According to Presidential Adviser Bayo Onanuga, the new legal framework is expected to "significantly transform tax administration," improve investor confidence, and stimulate both domestic and foreign investments.
The Nigeria Tax Bill aims to consolidate Nigeria’s patchwork of tax laws into a single, harmonised statute. It eliminates overlapping levies and reduces the burden on taxpayers—an attempt to repair Nigeria’s notoriously difficult tax environment that has long frustrated local businesses and scared off investors.
The Nigeria Tax Administration Bill standardises how taxes are collected and enforced across the federal, state, and local levels, ending decades of duplication, inter-agency turf wars, and policy confusion.
Perhaps the boldest reform is the establishment of the Nigeria Revenue Service (NRS), which replaces the existing Federal Inland Revenue Service (FIRS). The NRS is designed to operate as a more autonomous, performance-driven national tax agency—with a broader mandate that now includes non-tax revenue collection. Transparency, accountability, and efficiency are to be embedded into its operations, the Presidency claims.
Meanwhile, the Joint Revenue Board Bill lays out a formal governance structure for cooperation between revenue bodies at all tiers of government. It also introduces a Tax Appeal Tribunal and an Office of the Tax Ombudsman, aimed at improving taxpayer rights and dispute resolution.
But not everyone is cheering.

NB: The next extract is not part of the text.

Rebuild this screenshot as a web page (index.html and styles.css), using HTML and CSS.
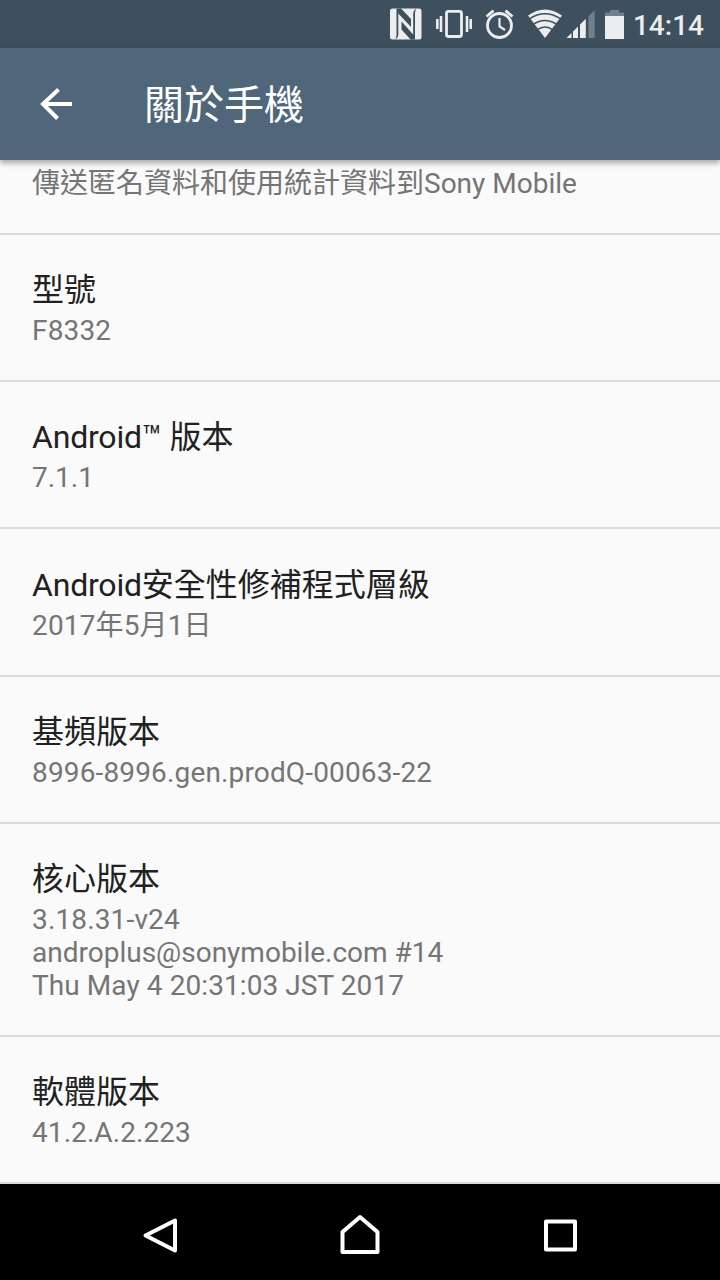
FILE: index.html
```html
<!DOCTYPE html>
<html lang="zh-TW">
<head>
<meta charset="utf-8">
<title>關於手機</title>
<link rel="stylesheet" href="styles.css">
</head>
<body>
<div class="screen">
  <header class="status">
    <svg class="status-icons" viewBox="384 0 244 48" width="244" height="48" fill="none" stroke="#ebedef">
      <rect x="390" y="8.500" width="31.500" height="31" rx="2.500" fill="#ebedef" stroke="none"/>
      <path d="M396.500 8.500H401L411 19V27L398.300 13.500V34Q398.300 38 395 39.500Q396.500 38 396.500 35Z" fill="#3e4f5e" stroke="none"/>
      <path d="M415 39.500H410.500L401.500 29.500V21.500L413.200 34.500V14Q413.200 10 416.500 8.500Q415 10 415 13Z" fill="#3e4f5e" stroke="none"/>
      <rect x="446.500" y="11.300" width="15" height="25.200" rx="2" stroke-width="2.800"/>
      <path d="M441 16v16M467 16v16M437.300 19v10M470.700 19v10" stroke-width="2.600"/>
      <circle cx="499.500" cy="25.500" r="12" stroke-width="2.800"/>
      <path d="M499.500 18v8.500l5.500 3.500" stroke-width="2.200"/>
      <path d="M486.500 16.500l7-5.800M512.500 16.500l-7-5.800" stroke-width="2.800"/>
      <path d="M545 38L528 15.500Q545 3.500 562 15.500Z" fill="#ebedef" stroke="none"/>
      <path d="M529 19.200Q545 8.500 561 19.200M533 24.500Q545 16.500 557 24.500M537 30Q545 24 553 30" stroke="#3e4f5e" stroke-width="1.500"/>
      <path d="M566.500 38l5-5v5zM573 38v-6.500l5-5V38zM580 38V24.500l5.800-5.800V38z" fill="#ebedef" stroke="none"/>
      <path d="M588.500 38V16.200l6.200-6.200V38z" fill="#71808c" stroke="none"/>
      <path d="M605 16v-3.500h5V10h9v2.500h5V16z" fill="#71808c" stroke="none"/>
      <path d="M605 16h19v23h-19z" fill="#ebedef" stroke="none"/>
    </svg>
    <time class="clock">14:14</time>
  </header>
  <div class="toolbar">
    <svg class="back" viewBox="0 0 32 32" width="32" height="32"><path d="M18.500 1.500L3 16l14.500 14.500M3 16h29" fill="none" stroke="#fff" stroke-width="4"/></svg>
    <h1 class="heading">關於手機</h1>
  </div>
  <main class="list">
    <section class="row row-clipped"><p class="summary">傳送匿名資料和使用統計資料到Sony Mobile</p></section>
    <section class="row"><h2 class="title">型號</h2><p class="summary numeric">F8332</p></section>
    <section class="row"><h2 class="title"><span class="latin">Android™</span> 版本</h2><p class="summary">7.1.1</p></section>
    <section class="row"><h2 class="title"><span class="latin">Android</span>安全性修補程式層級</h2><p class="summary numeric">2017年5月1日</p></section>
    <section class="row"><h2 class="title">基頻版本</h2><p class="summary numeric">8996-8996.gen.prodQ-00063-22</p></section>
    <section class="row"><h2 class="title">核心版本</h2><p class="summary"><span class="numeric">3.18.31-v24</span><br>androplus@sonymobile.com #14<br><span class="mixed">Thu May 4 20:31:03 JST 2017</span></p></section>
    <section class="row"><h2 class="title">軟體版本</h2><p class="summary mixed">41.2.A.2.223</p></section>
  </main>
  <nav class="nav">
    <svg class="nav-icon" viewBox="0 0 48 48" width="48" height="48"><path d="M39 8.500V38.500L9.500 23.500Z"/></svg>
    <svg class="nav-icon" viewBox="0 0 48 48" width="48" height="48"><path d="M6.500 40V20L24 5L41.500 20V40Z"/></svg>
    <svg class="nav-icon" viewBox="0 0 48 48" width="48" height="48"><path d="M10 9.500H39V37.500H10Z"/></svg>
  </nav>
</div>
</body>
</html>
```
FILE: styles.css
```css
body {
  margin: 0;
  font-family: Roboto, "Noto Sans CJK TC", sans-serif;
  background: #fafafa;
}

.screen {
  display: flex;
  flex-direction: column;
  width: 720px;
  height: 1280px;
  overflow: hidden;
}

.status {
  display: flex;
  flex: none;
  justify-content: flex-end;
  height: 48px;
  padding-right: 16px;
  background: #3e4f5e;
}

.status-icons {
  flex: none;
  margin-right: 5px;
}

.clock {
  color: #ebedef;
  font-size: 28px;
  font-weight: 500;
  line-height: 51px;
}

.toolbar {
  position: relative;
  display: flex;
  flex: none;
  align-items: center;
  box-sizing: border-box;
  height: 112px;
  padding-left: 40px;
  background: #50667a;
  box-shadow: 0 3px 6px rgba(0, 0, 0, 0.35);
}

.heading {
  margin: 4px 0 0 72px;
  color: #fff;
  font-size: 40px;
  font-weight: 400;
  line-height: 48px;
}

.list {
  flex: 1;
}

.row {
  padding: 36.200px 32px 33px;
  border-bottom: 2px solid #dcdcdc;
}

.row-clipped {
  padding-top: 7px;
}

.title {
  margin: 0 0 5px;
  color: #212121;
  font-size: 32px;
  font-weight: 400;
  line-height: 38px;
}

.latin {
  letter-spacing: -0.200px;
}

.summary {
  margin: 0;
  color: #757575;
  font-size: 28px;
  line-height: 33px;
}

.numeric {
  letter-spacing: 0.150px;
}

.mixed {
  letter-spacing: 0.080px;
}

.nav {
  display: flex;
  flex: none;
  gap: 152px;
  align-items: center;
  justify-content: center;
  box-sizing: border-box;
  height: 96px;
  padding-top: 8px;
  background: #000;
}

.nav-icon path {
  fill: none;
  stroke: #fff;
  stroke-width: 4;
  stroke-linejoin: round;
}
```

Critics warn that more centralisation may mean more federal control, raising fears of executive overreach and erosion of state fiscal independence.
Still, the government insists the reforms are business-focused, not bureaucratic. "This is about cutting red tape, improving compliance, and creating a predictable environment for growth,” the Presidency said in a statement released Wednesday night.
Whether these laws will deliver their ambitious promises or simply expand the state’s grip on tax and revenue remains to be seen—but one thing is clear: Nigeria’s tax era has entered a new chapter.